*Requirement*
Give an exact transcription of every line, dropping the images.

*Information shown*
= = = = = = =

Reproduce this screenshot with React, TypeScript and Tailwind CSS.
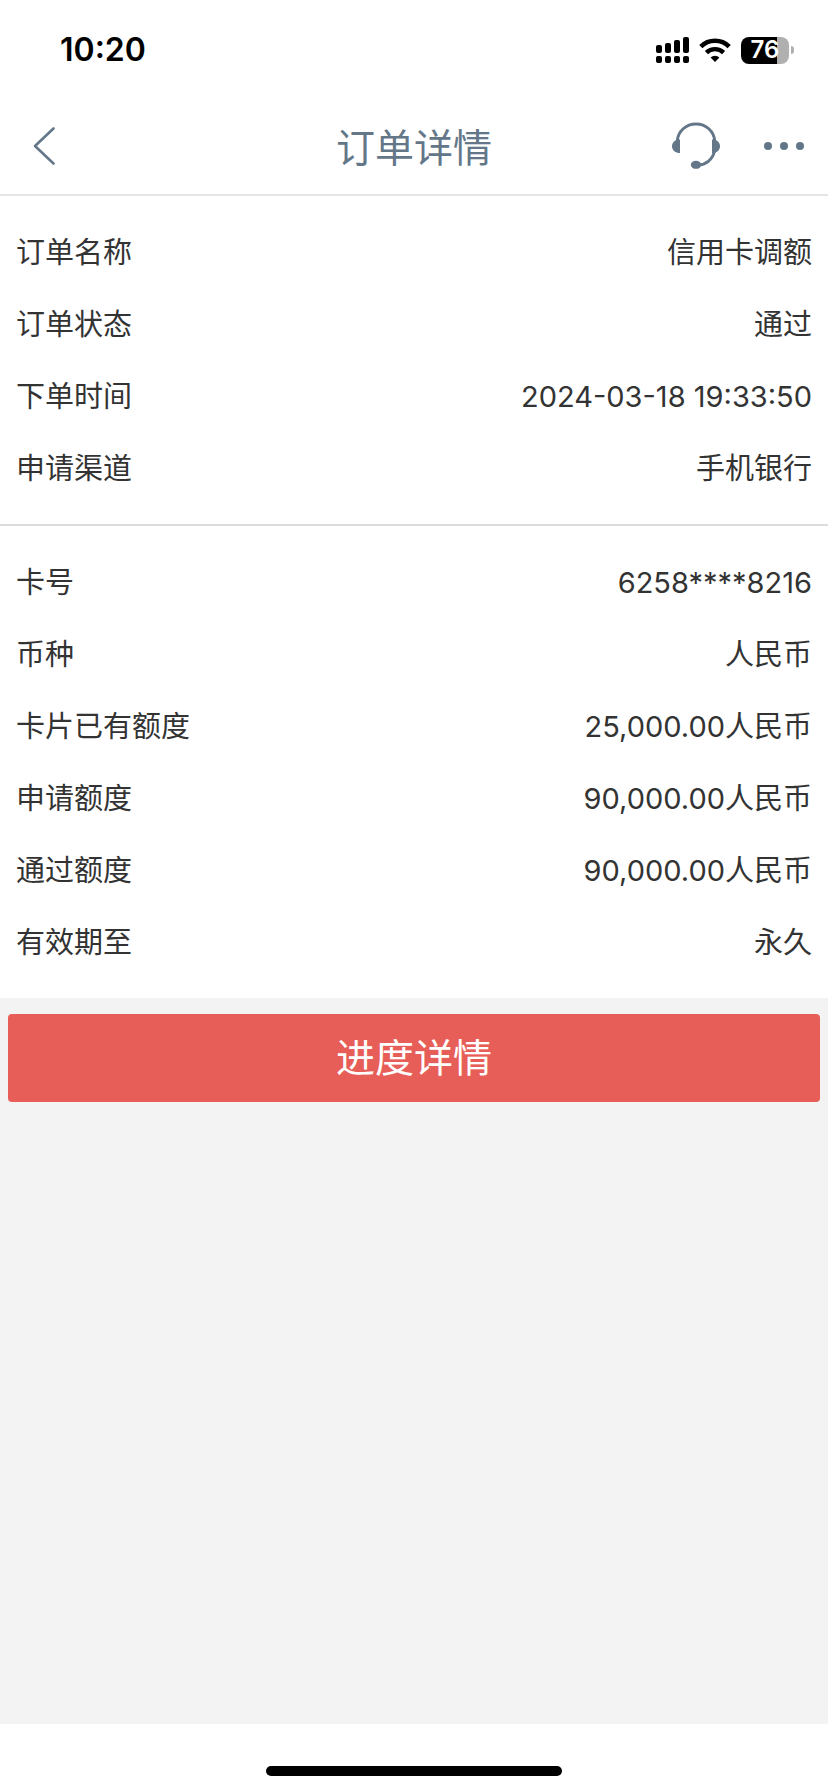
interface DetailItem {
  label: string;
  value: string;
}

const orderItems: DetailItem[] = [
  { label: '订单名称', value: '信用卡调额' },
  { label: '订单状态', value: '通过' },
  { label: '下单时间', value: '2024-03-18 19:33:50' },
  { label: '申请渠道', value: '手机银行' }
];

const cardItems: DetailItem[] = [
  { label: '卡号', value: '6258****8216' },
  { label: '币种', value: '人民币' },
  { label: '卡片已有额度', value: '25,000.00人民币' },
  { label: '申请额度', value: '90,000.00人民币' },
  { label: '通过额度', value: '90,000.00人民币' },
  { label: '有效期至', value: '永久' }
];

function SignalIcon() {
  return (
    <svg width="33" height="26" viewBox="0 0 33 26" fill="currentColor" aria-hidden="true">
      <rect x="0" y="8" width="6" height="8" rx="2" />
      <rect x="9" y="6" width="6" height="10" rx="2" />
      <rect x="18" y="3" width="6" height="13" rx="2" />
      <rect x="27" y="0" width="6" height="16" rx="2" />
      <rect x="0" y="19" width="6" height="7" rx="2" />
      <rect x="9" y="19" width="6" height="7" rx="2" />
      <rect x="18" y="19" width="6" height="7" rx="2" />
      <rect x="27" y="19" width="6" height="7" rx="2" />
    </svg>
  );
}

function WifiIcon() {
  return (
    <svg width="32" height="24" viewBox="0 0 32 24" aria-hidden="true">
      <path d="M1.8 8.6 a20.2 20.2 0 0 1 28.4 0" fill="none" stroke="currentColor" strokeWidth="4.6" />
      <path d="M7.4 14.6 a12.3 12.3 0 0 1 17.2 0" fill="none" stroke="currentColor" strokeWidth="4.4" />
      <path d="M16 24 L11.6 19.6 a6.4 6.4 0 0 1 8.8 0 Z" fill="currentColor" />
    </svg>
  );
}

function HeadsetIcon() {
  return (
    <svg width="48" height="48" viewBox="0 0 48 48" aria-hidden="true">
      <g fill="none" stroke="currentColor" strokeWidth="3">
        <path d="M5.2 19 C6.2 9 14 2 24 2 S41.8 9 42.8 19" />
        <path d="M42.6 29 C40.4 38 33.5 42.8 26 43" />
      </g>
      <path d="M8 17.5 V31 C3.5 31 0 28.4 0 24.2 S3.5 17.5 8 17.5 Z" fill="currentColor" />
      <path d="M40 17.5 V31 C44.5 31 48 28.4 48 24.2 S44.5 17.5 40 17.5 Z" fill="currentColor" />
      <ellipse cx="24" cy="42.8" rx="5.2" ry="4" fill="currentColor" />
    </svg>
  );
}

function StatusBar() {
  return (
    <div className="flex h-[98px] items-center justify-between pt-0.5 pr-[34px] pl-[60px] text-black">
      <span className="text-[32px] leading-10 font-semibold">10:20</span>
      <div className="flex items-center gap-2.5">
        <SignalIcon />
        <WifiIcon />
        <div className="flex items-center gap-0.5">
          <span className="flex h-[27px] w-12 items-center justify-center rounded-lg bg-[linear-gradient(90deg,#000_75%,#b0b0b0_75%)] text-2xl font-semibold text-white">
            76
          </span>
          <span className="h-2 w-[3px] rounded-r-full bg-[#b0b0b0]" />
        </div>
      </div>
    </div>
  );
}

function NavBar() {
  return (
    <header className="grid h-[98px] grid-cols-[1fr_auto_1fr] items-center border-b-2 border-[#e5e5e5] px-6 text-[#637789]">
      <button type="button" aria-label="返回" className="justify-self-start px-2">
        <svg width="24" height="40" viewBox="0 0 24 40" fill="none" stroke="currentColor" strokeWidth="2.6" strokeLinecap="round" strokeLinejoin="round" aria-hidden="true">
          <path d="M21.5 2.5 L3 20 L21.5 37.5" />
        </svg>
      </button>
      <h1 className="pt-1 text-[39px] leading-[48px]">订单详情</h1>
      <div className="flex items-center gap-11 justify-self-end">
        <button type="button" aria-label="客服">
          <HeadsetIcon />
        </button>
        <button type="button" aria-label="更多">
          <svg width="40" height="8" viewBox="0 0 40 8" fill="currentColor" aria-hidden="true">
            <circle cx="4" cy="4" r="4" />
            <circle cx="20" cy="4" r="4" />
            <circle cx="36" cy="4" r="4" />
          </svg>
        </button>
      </div>
    </header>
  );
}

function DetailList({ items }: { items: DetailItem[] }) {
  return (
    <dl className="bg-white px-4 py-5 text-[29px] text-[#333333]">
      {items.map((item) => (
        <div key={item.label} className="flex h-[72px] items-center justify-between pt-px">
          <dt>{item.label}</dt>
          <dd>{item.value}</dd>
        </div>
      ))}
    </dl>
  );
}

export default function App() {
  return (
    <div
      lang="zh-CN"
      className="flex min-h-screen flex-col bg-white font-['Inter','Noto_Sans_CJK_SC',sans-serif]"
    >
      <StatusBar />
      <NavBar />
      <main className="flex-1 bg-[#f3f3f3]">
        <DetailList items={orderItems} />
        <hr className="border-t-2 border-[#dcdcdc]" />
        <DetailList items={cardItems} />
        <div className="px-2 py-4">
          <button
            type="button"
            className="h-[88px] w-full rounded bg-[#e75e58] text-[39px] text-white"
          >
            进度详情
          </button>
        </div>
      </main>
      <footer className="flex h-[68px] items-end justify-center pb-4">
        <div className="h-[10px] w-[296px] rounded-full bg-black" />
      </footer>
    </div>
  );
}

= = = = = = =

*Result*
Reproduce this screenshot with React, TypeScript and Tailwind CSS.
interface DetailItem {
  label: string;
  value: string;
}

const orderItems: DetailItem[] = [
  { label: '订单名称', value: '信用卡调额' },
  { label: '订单状态', value: '通过' },
  { label: '下单时间', value: '2024-03-18 19:33:50' },
  { label: '申请渠道', value: '手机银行' }
];

const cardItems: DetailItem[] = [
  { label: '卡号', value: '6258****8216' },
  { label: '币种', value: '人民币' },
  { label: '卡片已有额度', value: '25,000.00人民币' },
  { label: '申请额度', value: '90,000.00人民币' },
  { label: '通过额度', value: '90,000.00人民币' },
  { label: '有效期至', value: '永久' }
];

function SignalIcon() {
  return (
    <svg width="33" height="26" viewBox="0 0 33 26" fill="currentColor" aria-hidden="true">
      <rect x="0" y="8" width="6" height="8" rx="2" />
      <rect x="9" y="6" width="6" height="10" rx="2" />
      <rect x="18" y="3" width="6" height="13" rx="2" />
      <rect x="27" y="0" width="6" height="16" rx="2" />
      <rect x="0" y="19" width="6" height="7" rx="2" />
      <rect x="9" y="19" width="6" height="7" rx="2" />
      <rect x="18" y="19" width="6" height="7" rx="2" />
      <rect x="27" y="19" width="6" height="7" rx="2" />
    </svg>
  );
}

function WifiIcon() {
  return (
    <svg width="32" height="24" viewBox="0 0 32 24" aria-hidden="true">
      <path d="M1.8 8.6 a20.2 20.2 0 0 1 28.4 0" fill="none" stroke="currentColor" strokeWidth="4.6" />
      <path d="M7.4 14.6 a12.3 12.3 0 0 1 17.2 0" fill="none" stroke="currentColor" strokeWidth="4.4" />
      <path d="M16 24 L11.6 19.6 a6.4 6.4 0 0 1 8.8 0 Z" fill="currentColor" />
    </svg>
  );
}

function HeadsetIcon() {
  return (
    <svg width="48" height="48" viewBox="0 0 48 48" aria-hidden="true">
      <g fill="none" stroke="currentColor" strokeWidth="3">
        <path d="M5.2 19 C6.2 9 14 2 24 2 S41.8 9 42.8 19" />
        <path d="M42.6 29 C40.4 38 33.5 42.8 26 43" />
      </g>
      <path d="M8 17.5 V31 C3.5 31 0 28.4 0 24.2 S3.5 17.5 8 17.5 Z" fill="currentColor" />
      <path d="M40 17.5 V31 C44.5 31 48 28.4 48 24.2 S44.5 17.5 40 17.5 Z" fill="currentColor" />
      <ellipse cx="24" cy="42.8" rx="5.2" ry="4" fill="currentColor" />
    </svg>
  );
}

function StatusBar() {
  return (
    <div className="flex h-[98px] items-center justify-between pt-0.5 pr-[34px] pl-[60px] text-black">
      <span className="text-[32px] leading-10 font-semibold">10:20</span>
      <div className="flex items-center gap-2.5">
        <SignalIcon />
        <WifiIcon />
        <div className="flex items-center gap-0.5">
          <span className="flex h-[27px] w-12 items-center justify-center rounded-lg bg-[linear-gradient(90deg,#000_75%,#b0b0b0_75%)] text-2xl font-semibold text-white">
            76
          </span>
          <span className="h-2 w-[3px] rounded-r-full bg-[#b0b0b0]" />
        </div>
      </div>
    </div>
  );
}

function NavBar() {
  return (
    <header className="grid h-[98px] grid-cols-[1fr_auto_1fr] items-center border-b-2 border-[#e5e5e5] px-6 text-[#637789]">
      <button type="button" aria-label="返回" className="justify-self-start px-2">
        <svg width="24" height="40" viewBox="0 0 24 40" fill="none" stroke="currentColor" strokeWidth="2.6" strokeLinecap="round" strokeLinejoin="round" aria-hidden="true">
          <path d="M21.5 2.5 L3 20 L21.5 37.5" />
        </svg>
      </button>
      <h1 className="pt-1 text-[39px] leading-[48px]">订单详情</h1>
      <div className="flex items-center gap-11 justify-self-end">
        <button type="button" aria-label="客服">
          <HeadsetIcon />
        </button>
        <button type="button" aria-label="更多">
          <svg width="40" height="8" viewBox="0 0 40 8" fill="currentColor" aria-hidden="true">
            <circle cx="4" cy="4" r="4" />
            <circle cx="20" cy="4" r="4" />
            <circle cx="36" cy="4" r="4" />
          </svg>
        </button>
      </div>
    </header>
  );
}

function DetailList({ items }: { items: DetailItem[] }) {
  return (
    <dl className="bg-white px-4 py-5 text-[29px] text-[#333333]">
      {items.map((item) => (
        <div key={item.label} className="flex h-[72px] items-center justify-between pt-px">
          <dt>{item.label}</dt>
          <dd>{item.value}</dd>
        </div>
      ))}
    </dl>
  );
}

export default function App() {
  return (
    <div
      lang="zh-CN"
      className="flex min-h-screen flex-col bg-white font-['Inter','Noto_Sans_CJK_SC',sans-serif]"
    >
      <StatusBar />
      <NavBar />
      <main className="flex-1 bg-[#f3f3f3]">
        <DetailList items={orderItems} />
        <hr className="border-t-2 border-[#dcdcdc]" />
        <DetailList items={cardItems} />
        <div className="px-2 py-4">
          <button
            type="button"
            className="h-[88px] w-full rounded bg-[#e75e58] text-[39px] text-white"
          >
            进度详情
          </button>
        </div>
      </main>
      <footer className="flex h-[68px] items-end justify-center pb-4">
        <div className="h-[10px] w-[296px] rounded-full bg-black" />
      </footer>
    </div>
  );
}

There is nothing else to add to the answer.